3. You’re not faking it, you’re asking for help
You don't have to do it all yourself, and you definitely don't have to do it all perfectly. Be clear about your boundaries and what you're struggling with. Ask for help, decide what you can take off your plate, and delegate things to others.
Ask for guidance. It may seem counterintuitive, but research says people that ask for help with a challenging task are perceived as more competent and effective than people who don't.
You don't have to tell everybody you know that you're not feeling confident. But you'd be surprised what happens when you open up to people. When you’re authentic about what you're dealing with, people will respect you more for the areas that you're struggling with. Rather than just “acting like” a confident person, these mastery experiences will help you build self-confidence.
Moreover, having strengths and weaknesses — working to learn — doesn’t make you weak or incompetent. Mathematical geniuses often wrestle with complex equations for months on end. It's not about solving everything immediately, it's about what you take away from trying to solve it.
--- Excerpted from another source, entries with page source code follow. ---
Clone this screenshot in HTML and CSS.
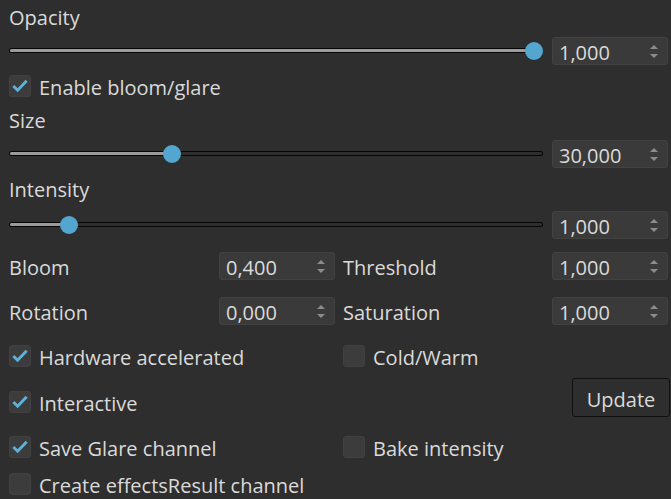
FILE: index.html
```html
<!DOCTYPE html>
<html>
<head>
<meta charset="utf-8">
<link rel="stylesheet" href="styles.css">
</head>
<body>
<div class="panel">
  <div class="label r-opacity">Opacity</div>
  <div class="slider-row r-s1">
    <div class="slider">
      <div class="track"><div class="fill" style="width: 525px"></div></div>
      <div class="knob" style="left: 516px"></div>
    </div>
    <div class="spin"><span class="val">1,000</span><span class="arrows"><i class="up"></i><i class="down"></i></span></div>
  </div>
  <div class="check-row r-enable">
    <span class="cb on"><svg viewBox="0 0 21 21"><polyline points="3.5,10.5 8,15 17.5,5"/></svg></span>
    <span class="text">Enable bloom/glare</span>
  </div>
  <div class="label r-size">Size</div>
  <div class="slider-row r-s2">
    <div class="slider">
      <div class="track"><div class="fill" style="width: 163px"></div></div>
      <div class="knob" style="left: 154px"></div>
    </div>
    <div class="spin"><span class="val">30,000</span><span class="arrows"><i class="up"></i><i class="down"></i></span></div>
  </div>
  <div class="label r-int">Intensity</div>
  <div class="slider-row r-s3">
    <div class="slider">
      <div class="track"><div class="fill" style="width: 60px"></div></div>
      <div class="knob" style="left: 51px"></div>
    </div>
    <div class="spin"><span class="val">1,000</span><span class="arrows"><i class="up"></i><i class="down"></i></span></div>
  </div>
  <div class="grid4 r-bloom">
    <span class="text">Bloom</span>
    <div class="spin"><span class="val">0,400</span><span class="arrows"><i class="up"></i><i class="down"></i></span></div>
    <span class="text col3">Threshold</span>
    <div class="spin"><span class="val">1,000</span><span class="arrows"><i class="up"></i><i class="down"></i></span></div>
  </div>
  <div class="grid4 r-rot">
    <span class="text">Rotation</span>
    <div class="spin"><span class="val">0,000</span><span class="arrows"><i class="up"></i><i class="down"></i></span></div>
    <span class="text col3">Saturation</span>
    <div class="spin"><span class="val">1,000</span><span class="arrows"><i class="up"></i><i class="down"></i></span></div>
  </div>
  <div class="grid2 r-hw">
    <div class="check-row">
      <span class="cb on"><svg viewBox="0 0 21 21"><polyline points="3.5,10.5 8,15 17.5,5"/></svg></span>
      <span class="text">Hardware accelerated</span>
    </div>
    <div class="check-row">
      <span class="cb"></span>
      <span class="text">Cold/Warm</span>
    </div>
  </div>
  <div class="action-row r-inter">
    <div class="check-row inter">
      <span class="cb on"><svg viewBox="0 0 21 21"><polyline points="3.5,10.5 8,15 17.5,5"/></svg></span>
      <span class="text">Interactive</span>
    </div>
    <button class="btn">Update</button>
  </div>
  <div class="grid2 r-save">
    <div class="check-row">
      <span class="cb on"><svg viewBox="0 0 21 21"><polyline points="3.5,10.5 8,15 17.5,5"/></svg></span>
      <span class="text">Save Glare channel</span>
    </div>
    <div class="check-row">
      <span class="cb"></span>
      <span class="text">Bake intensity</span>
    </div>
  </div>
  <div class="check-row r-create">
    <span class="cb"></span>
    <span class="text">Create effectsResult channel</span>
  </div>
</div>
</body>
</html>
```

FILE: styles.css
```css
html, body {
  margin: 0;
  padding: 0;
  background: #2e2e2e;
  width: 671px;
  height: 499px;
  overflow: hidden;
}
body {
  font-family: "Open Sans", "Noto Sans", sans-serif;
  font-size: 20px;
  color: #dadada;
}
.panel {
  display: flex;
  flex-direction: column;
  padding: 0 3px 0 9px;
}
.label {
  height: 30px;
  line-height: 30px;
  white-space: nowrap;
}
.text {
  white-space: nowrap;
  line-height: 22px;
  margin-top: 3px;
}

.r-opacity { height: 36px; line-height: 36px; }
.r-s1 { margin-top: 1px; }
.r-enable { margin-top: 10px; }
.r-size { margin-top: 9px; }
.r-s2 { margin-top: 4px; }
.r-int { margin-top: 7px; }
.r-s3 { margin-top: 6px; }
.r-bloom { margin-top: 13px; }
.r-rot { margin-top: 17px; }
.r-hw { margin-top: 20px; }
.r-inter { margin-top: 11px; }
.r-save { margin-top: 19px; }
.r-create { margin-top: 15px; }

.slider-row {
  display: flex;
  align-items: center;
  gap: 9px;
  height: 28px;
}
.slider {
  flex: 1;
  position: relative;
  height: 28px;
}
.track {
  position: absolute;
  left: 0;
  right: 0;
  top: 11px;
  height: 3px;
  border: 1px solid #050505;
  border-radius: 3px / 2px;
  border-top-left-radius: 4px 2px;
  border-bottom-left-radius: 4px 2px;
}
.fill {
  height: 100%;
  background: #9b9b9b;
  border-radius: 2px 0 0 2px;
}
.knob {
  position: absolute;
  top: 5px;
  width: 18px;
  height: 18px;
  border-radius: 50%;
  background: #52a6cf;
}

.spin {
  box-sizing: border-box;
  width: 116px;
  height: 28px;
  background: #3a3a3a;
  border: 1px solid #424242;
  border-radius: 3px;
  display: flex;
  align-items: center;
  justify-content: space-between;
  padding: 0 9px 0 6px;
  flex: none;
}
.val {
  white-space: nowrap;
  line-height: 26px;
  margin-top: 3px;
}
.arrows {
  display: flex;
  flex-direction: column;
  gap: 5px;
}
.arrows i {
  display: block;
  width: 0;
  height: 0;
  border-left: 4px solid transparent;
  border-right: 4px solid transparent;
}
.arrows .up { border-bottom: 4px solid #8c8c8c; }
.arrows .down { border-top: 4px solid #8c8c8c; }

.check-row {
  display: flex;
  align-items: center;
  gap: 8px;
  height: 22px;
}
.cb {
  box-sizing: border-box;
  width: 22px;
  height: 22px;
  background: #3c3c3c;
  border: 1px solid #414141;
  border-radius: 3px;
  flex: none;
  display: flex;
}
.cb svg {
  width: 20px;
  height: 20px;
}
.cb polyline {
  fill: none;
  stroke: #5db2db;
  stroke-width: 3;
}

.grid4 {
  display: grid;
  grid-template-columns: 210px 115px 218px 116px;
  align-items: center;
  height: 28px;
}
.grid4 .col3 { padding-left: 9px; }
.grid2 {
  display: grid;
  grid-template-columns: 334px 1fr;
  height: 22px;
}
.action-row {
  display: flex;
  justify-content: space-between;
  height: 39px;
}
.inter { margin-top: 13px; }
.btn {
  box-sizing: border-box;
  width: 98px;
  height: 39px;
  margin-right: -2px;
  background: #2e2e2e;
  border: 1px solid #101010;
  border-radius: 3px;
  color: #dadada;
  font-family: inherit;
  font-size: 20px;
  padding: 3px 0 0;
}
```
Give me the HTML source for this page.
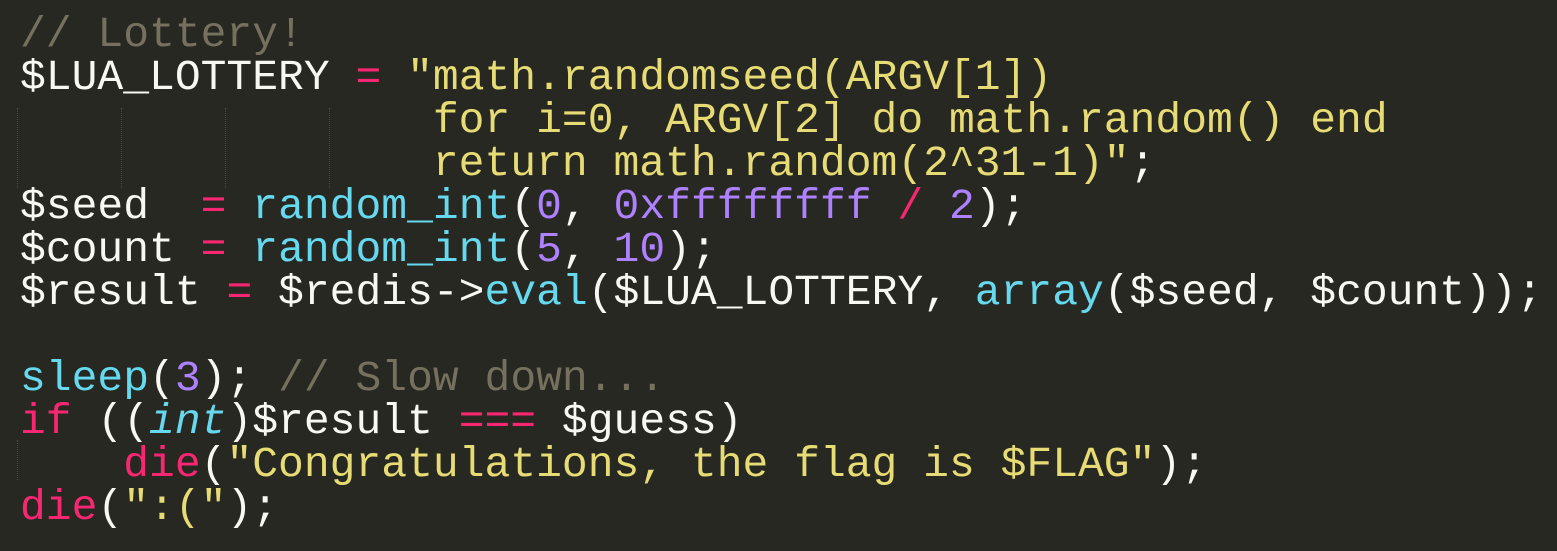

Don't let the idea of “faking it 'til you make it” keep you from opportunities to think about things critically because you don't want to pretend that you know. A coach can help you build the mental fitness and self-awareness to learn and grow. You want to be able to have the self-awareness to identify where you need to grow. In the end, it’s trust — and trusting yourself and your support systems around you to help unlock your human potential.